The committee is made up of volunteers who collectively have 160 years of emergency experience. Part of the committee’s initial focus will be to define what role the committee should play in the community and a framework to assess public safety hazards.

Specifically, the committee is reviewing six action items in the first quarter of 2021 that will direct its function in the municipality.

Initial activities will be reviewing terms of reference from 2016, developing a process to determine the validity of hazards as well as a matrix to guide risk-hazard decisions, creating a merit form to support recommendations submitted to council, establishing guidelines for student groups and the general public, and establishing principles that will help establish what public safety concerns are within or outside the committee’s scope.
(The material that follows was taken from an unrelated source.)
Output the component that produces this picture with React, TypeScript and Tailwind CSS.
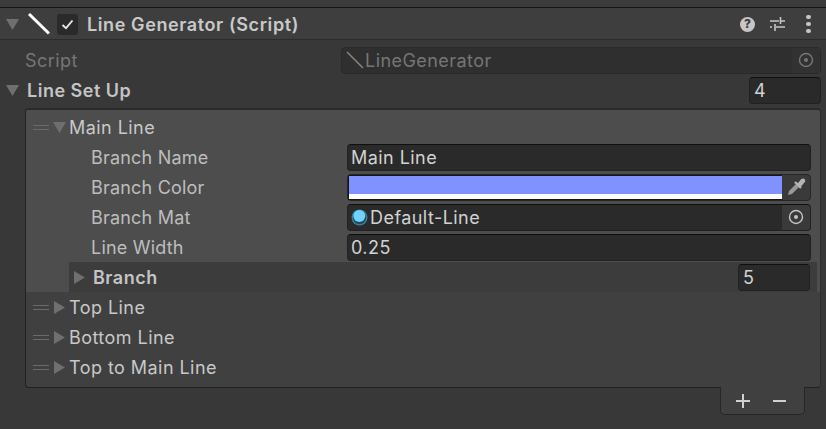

“It’s a new process, it’s something different than we’ve done in the past,” Mr. Taje added, “so there’s going to be some pre-work that has to be done.”

Council reviewed the information two weeks later during the Dec. 15 regular council meeting.

Coun. Marlene Anctil supported giving the community safety committee the opportunity to move forward with its ideas.

“I’d like to see us give this committee a chance. Let’s see how they do, and I think they can be an asset to this community,” she said.

Not having clearly defined terms of reference or clear focus to guide activities, however, was concerning to Mayor Blair Painter because it lacked any means to ensure accountability to council.

“Who’s going to be thinking of safety concerns? Where are those going to come from?” he asked.

“I think if we’re going to have a committee then council should be setting their terms of reference, not [just] allowing that committee to determine their future,” Mayor Painter added. “This is how they want to move forward, not necessarily how council wants them to move forward.”

Mayor Painter pointed out that the RCMP encouraged rural municipalities to form a rural crime watch, which was an already established program with policies and procedures that are uniform across Alberta. Integrating the program in Crowsnest Pass, he said, would take out a lot of the guesswork the community safety committee was trying to address.

“I think it gives better direction than to say ‘Hey, we’re going to investigate safety concerns,’” the mayor concluded. “I’m a little worried about that.”

Delaying committee meetings and actions, replied Coun. Dean Ward, was unnecessary.

“We’ve been at this for over a year, and we haven’t come up with the answers to terms of reference and what things it’s going to do,” Coun. Ward said. “I don’t have a problem [with them] taking over advice when we can’t figure it out ourselves. There’s nothing wrong with that.”

As for accountability to council, Couns. Anctil and Girhiny would be attending each committee meeting as appointed members. The committee also would be sending recommendations to council that would need to be approved before any action was undertaken.

“If we don’t like it, we can always say no,” Coun. Ward added. “I think we have nothing to lose.”

Council eventually approved the community safety committee’s plan to begin meeting in 2021. In addition to the six action items Mr. Taje presented, council members requested the committee also explore options in establishing the rural crime watch program in the municipality and present its progress in March.